The first thing that needs to be done is to know what pull requests you're dealing it so for that I used hub, a CLI tool to work on GitHub repositories. Using it was simple enough, I just made it run whenever I called the script in certain situations.

# If the user executed pr-fetcher-daemon binary or invokes with the
# first arg as daemon then we execute a PRs fetching daemon, hub pr list
# takes a very long time, so run it every 5 minutes
if [ "${0##*/}" = "pr-fetcher-daemon" ] || [ "$1" = "daemon" ]; then
    while true; do
        output=""
        output="$(hub pr list -f '(%i) (%NC) %t by %au%n')"
        [ -z "$output" ] && continue
        printf "%s\\n" "$output" > "$prfile"
        sleep 300
    done
fi

When I run pr-fetcher-daemon with my working directory set to a git repository it will fetch the pull requests present and put them neatly inside a file inside a temporary directory to be read later, doing that every 5 minutes (300 seconds) in a loop.


picking

If the user doesn't start the daemon surely he wants to pick a pull request and work on it. This is where we use the fzy binary to provide them with a nice list to pick.

Picking a PR

Checking

Before going into a pull request we need to check if the pull request has been reviewed before. For that we again use the hub command.

Checking a PR

Checking Out

If we have no previous reviews or if we say yes to the question of having a new review then we check out the PR

Checking Out a PR

The following is the code to check out the pull request on your repo:

# Check if the pr is already fetched, if not fetch it and checkout it
if git rev-parse --verify "$pr_num" >/dev/null 2>&1; then
    msg Switching to branch "$pr_num"
    gbr "$pr_num"
else
    # Check out the pr num with the name of the pr branch
    msg Fetching and checking out branch "$pr_num"
    hub pr checkout "$pr_num" "$pr_num" >/dev/null 2>&1 &
    msg Fetching commits for "$pr_num"
    commits="$(hub api \
               /repos/${uuser}/${urepo}/pulls/${pr_num}/commits \
               | jq -r '.[].sha' &)"
    wait
fi

Reviewing a commit

First thing we do is to pick a commit to review, if there is only one commit we go straight into it.

Picking it

We use fzy to pick a commit for us, we can pick any or just press ctrl-c to exit to the next step

Picking a commit

Reviewing it

For review we read the file with cat -n then pipe it into fzf with lots of command line flags to make it bearable.
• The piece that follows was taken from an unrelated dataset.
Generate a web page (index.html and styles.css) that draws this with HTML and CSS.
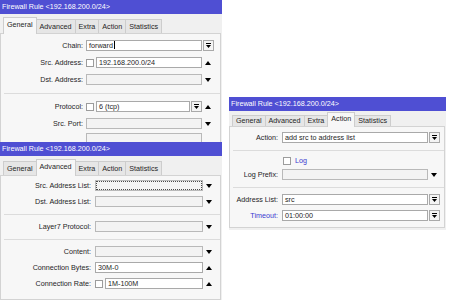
FILE: index.html
```html
<!DOCTYPE html>
<html>
<head>
<meta charset="utf-8">
<title>Firewall Rule</title>
<link rel="stylesheet" href="styles.css">
</head>
<body>
<div class="desk">

  <section class="win w1">
    <div class="title">Firewall Rule &lt;192.168.200.0/24&gt;</div>
    <div class="tabs">
      <span class="tab active">General</span><span class="tab">Advanced</span><span class="tab">Extra</span><span class="tab">Action</span><span class="tab">Statistics</span>
    </div>
    <div class="panel">
      <div class="row">
        <span class="lbl">Chain:</span>
        <span class="main"><span class="inp">forward<span class="caret"></span></span></span>
        <span class="trail"><span class="dd"><svg width="5" height="6" viewBox="0 0 5 6"><rect x="0" y="0" width="5" height="1"/><path d="M0 2h5L2.5 5z"/></svg></span></span>
      </div>
      <div class="row">
        <span class="lbl">Src. Address:</span>
        <span class="main"><span class="chk"></span><span class="inp">192.168.200.0/24</span></span>
        <span class="trail"><span class="up"></span></span>
      </div>
      <div class="row">
        <span class="lbl">Dst. Address:</span>
        <span class="main"><span class="inp empty"></span></span>
        <span class="trail"><span class="down"></span></span>
      </div>
      <div class="sep"></div>
      <div class="row">
        <span class="lbl">Protocol:</span>
        <span class="main"><span class="chk"></span><span class="inp">6 (tcp)</span><span class="dd in"><svg width="5" height="6" viewBox="0 0 5 6"><rect x="0" y="0" width="5" height="1"/><path d="M0 2h5L2.5 5z"/></svg></span></span>
        <span class="trail"><span class="up"></span></span>
      </div>
      <div class="row">
        <span class="lbl">Src. Port:</span>
        <span class="main"><span class="inp empty"></span></span>
        <span class="trail"><span class="down"></span></span>
      </div>
      <div class="row cut">
        <span class="lbl"></span>
        <span class="main"><span class="inp empty"></span></span>
        <span class="trail"></span>
      </div>
    </div>
  </section>

  <section class="win w2">
    <div class="title">Firewall Rule &lt;192.168.200.0/24&gt;</div>
    <div class="tabs">
      <span class="tab">General</span><span class="tab active">Advanced</span><span class="tab">Extra</span><span class="tab">Action</span><span class="tab">Statistics</span>
    </div>
    <div class="panel">
      <div class="row">
        <span class="lbl">Src. Address List:</span>
        <span class="main"><span class="inp empty focus"></span></span>
        <span class="trail"><span class="down"></span></span>
      </div>
      <div class="row">
        <span class="lbl">Dst. Address List:</span>
        <span class="main"><span class="inp empty"></span></span>
        <span class="trail"><span class="down"></span></span>
      </div>
      <div class="sep"></div>
      <div class="row">
        <span class="lbl">Layer7 Protocol:</span>
        <span class="main"><span class="inp empty"></span></span>
        <span class="trail"><span class="down"></span></span>
      </div>
      <div class="sep"></div>
      <div class="row">
        <span class="lbl">Content:</span>
        <span class="main"><span class="inp empty"></span></span>
        <span class="trail"><span class="down"></span></span>
      </div>
      <div class="row">
        <span class="lbl">Connection Bytes:</span>
        <span class="main"><span class="inp">30M-0</span></span>
        <span class="trail"><span class="up"></span></span>
      </div>
      <div class="row">
        <span class="lbl">Connection Rate:</span>
        <span class="main"><span class="chk"></span><span class="inp">1M-100M</span></span>
        <span class="trail"><span class="up"></span></span>
      </div>
    </div>
  </section>

  <section class="win w3">
    <div class="title">Firewall Rule &lt;192.168.200.0/24&gt;</div>
    <div class="tabs">
      <span class="tab">General</span><span class="tab">Advanced</span><span class="tab">Extra</span><span class="tab active">Action</span><span class="tab">Statistics</span>
    </div>
    <div class="panel">
      <div class="row">
        <span class="lbl">Action:</span>
        <span class="main"><span class="inp">add src to address list</span></span>
        <span class="trail"><span class="dd"><svg width="5" height="6" viewBox="0 0 5 6"><rect x="0" y="0" width="5" height="1"/><path d="M0 2h5L2.5 5z"/></svg></span></span>
      </div>
      <div class="sep"></div>
      <div class="row short">
        <span class="lbl"></span>
        <span class="main"><span class="chk log"></span><span class="blue">Log</span></span>
        <span class="trail"></span>
      </div>
      <div class="row">
        <span class="lbl">Log Prefix:</span>
        <span class="main"><span class="inp empty"></span></span>
        <span class="trail"><span class="down"></span></span>
      </div>
      <div class="sep"></div>
      <div class="row">
        <span class="lbl">Address List:</span>
        <span class="main"><span class="inp">src</span></span>
        <span class="trail"><span class="dd"><svg width="5" height="6" viewBox="0 0 5 6"><rect x="0" y="0" width="5" height="1"/><path d="M0 2h5L2.5 5z"/></svg></span></span>
      </div>
      <div class="row">
        <span class="lbl blue">Timeout:</span>
        <span class="main"><span class="inp">01:00:00</span></span>
        <span class="trail"><span class="dd"><svg width="5" height="6" viewBox="0 0 5 6"><rect x="0" y="0" width="5" height="1"/><path d="M0 2h5L2.5 5z"/></svg></span></span>
      </div>
    </div>
  </section>

</div>
</body>
</html>
```

FILE: styles.css
```css
* { box-sizing: border-box; margin: 0; padding: 0; }
html, body { width: 450px; height: 300px; overflow: hidden; background: #ffffff; }
body {
  font-family: "Liberation Sans", Arial, sans-serif;
  font-size: 7.2px;
  color: #1e1e1e;
}
.desk { position: relative; width: 450px; height: 300px; }

.win {
  position: absolute;
  display: flex;
  flex-direction: column;
  background: #f0f0f0;
  overflow: hidden;
}
.w1 { left: 0; top: 0; width: 222px; height: 150px; z-index: 1;
  --lw: 82px; --lgap: 3px; --mw: 116px; --rg: 6px; --pt: 6px; }
.w2 { left: 0; top: 142px; width: 222px; height: 158px; z-index: 2;
  --lw: 90px; --lgap: 4px; --mw: 108px; --rg: 5px; --pt: 4px; }
.w3 { left: 229px; top: 97px; width: 217px; height: 133px; z-index: 1;
  --lw: 48px; --lgap: 4px; --mw: 146px; --rg: 5px; --pt: 5px; }

.title {
  flex: none;
  height: 14px;
  line-height: 14px;
  padding-left: 2px;
  background: #4f4fd3;
  color: #ffffff;
  white-space: nowrap;
}

.tabs {
  flex: none;
  display: flex;
  align-items: flex-end;
  height: 16px;
  margin-top: 3px;
  padding-left: 3px;
}
.tab {
  height: 14px;
  line-height: 13px;
  padding: 0 3px;
  border: 1px solid #cdcdcd;
  border-bottom: none;
  background: #e6e6e6;
  margin-left: -1px;
  white-space: nowrap;
}
.tab:first-child { margin-left: 0; }
.tab.active {
  position: relative;
  z-index: 2;
  height: 17px;
  line-height: 14px;
  margin-bottom: -1px;
  background: #f7f7f7;
}
.w3 .tabs { margin-top: 1px; height: 14px; }
.w3 .tab { height: 11px; line-height: 10px; }
.w3 .tab.active { height: 15px; line-height: 12px; }

.panel {
  flex: 1;
  display: flex;
  flex-direction: column;
  gap: var(--rg);
  padding-top: var(--pt);
  margin-right: 1px;
  background: #f7f7f7;
  border: 1px solid #d3d3d3;
  position: relative;
  z-index: 1;
}
.w3 .panel { margin-bottom: 2px; }

.row {
  flex: none;
  display: flex;
  align-items: center;
  height: 11px;
}
.row.short { height: 7px; }
.row.cut { margin-top: -2px; }
.lbl {
  width: var(--lw);
  margin-right: var(--lgap);
  text-align: right;
  white-space: nowrap;
  line-height: 11px;
}
.main {
  width: var(--mw);
  height: 11px;
  display: flex;
  align-items: center;
  gap: 2px;
}
.trail {
  width: 12px;
  height: 11px;
  display: flex;
  align-items: center;
  justify-content: center;
}
.sep {
  flex: none;
  height: 1px;
  background: #dcdcdc;
  margin: 2px 0 1px 3px;
}

.inp {
  flex: 1;
  height: 11px;
  line-height: 9px;
  padding-left: 2px;
  border: 1px solid #a9a9a9;
  background: #ffffff;
  white-space: nowrap;
  overflow: hidden;
}
.inp.empty { background: #f3f3f3; border-color: #b9b9b9; }
.inp.focus { outline: 1px dotted #4a4a4a; outline-offset: -2px; }
.caret {
  display: inline-block;
  width: 1px;
  height: 8px;
  margin-left: 1px;
  background: #000;
  vertical-align: -1px;
}

.chk {
  flex: none;
  width: 8px;
  height: 8px;
  border: 1px solid #9c9c9c;
  background: #ffffff;
}
.chk.log { margin-left: 1px; margin-right: 2px; }
.blue { color: #3a3ad0; }

.dd {
  flex: none;
  width: 11px;
  height: 11px;
  border: 1px solid #a9a9a9;
  background: #f4f4f4;
  display: flex;
  align-items: center;
  justify-content: center;
}
.dd svg { fill: #000; display: block; }
.dd.in { margin-left: -1px; }
.trail .dd { margin-left: 1px; }

.up {
  width: 0;
  height: 0;
  border-left: 3px solid transparent;
  border-right: 3px solid transparent;
  border-bottom: 4px solid #000;
}
.down {
  width: 0;
  height: 0;
  border-left: 3px solid transparent;
  border-right: 3px solid transparent;
  border-top: 4px solid #000;
}
```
Whatever is typed into the prompt and returned by pressing enter is included in the review, to finish it just return nothing by pressing enter directly.

Reviewing a commit

The follow is the code using to annotate a commit:

# Temporary directory that holds the files that represents the comments and
# the commits
tempdir="$(mktemp -d)"

# Read comments for the PR until we have one that is just exit
while true; do

    # If we have only one commit then just go to it instead of asking the user
    # what commit he wants to look at
    if [ "$commitcount" -eq 1 ]; then
        annotate_commit "$commits" "$tempdir"
        break
    fi

    # If the user has less than 3 commits then set lines to 3 since we can't have
    # a lower value to that
    [ "$commitcount" -lt 3 ] && lines=3 || lines=$commitcount

    tput clear # Clear the terminal
    yn="$(git show $commits -s --pretty=oneline | fzy \
                                                  --lines="$lines" \
                                                  --prompt="pick a commit: ")"

    yn="$(printf "%s\\n" "$yn" | cut -d ' ' -f1)"

    case "$yn" in
        '') break ;; # This is reached with 'fzy' when the user presses ctrl-c
        *) annotate_commit "$yn" "$tempdir" ;; 
    esac
done

Reviewing a file

After we are done reviewing individual commits, we can review files that were added and modified in the pull request, this is done to allow the reviewer to point out stuff that the commit missed.

Picking it

We pick a file the same way we picked a pull request!

Picking a file

Reviewing it

Just like with the commit we pipe the file with cat -n to fzf!

Reviewing a file

Because the code is very similar to the one to annotate commits I won't include it here.

Working on it locally

After we review it we start a shell to work on it locally, doing stuff such as building the package and testing it at runtime.

Shell

Sending review

After we finish our work on our shell, pr-fetcher will write a review and put it up for us.

Approved

If we didn't write anything to review then we consider it a success and approve the pull request

Approved

Request Changes

If we wrote anything back then we include it in the review where appropiate

Changes

And this is how it looks if someone sees it from the web interface

Review

TODO:

There are a few things I'm still unhappy with and that I would like to be changed:

  • Have a simple program that is a pager, for dealing with files and the commits, while having a simple input prompt. I asked (@Cogitri) to help deal with this.
  • Have it ask for feedback after finishing the shell, currently there is no way to provide feedback if you find problems while testing it live.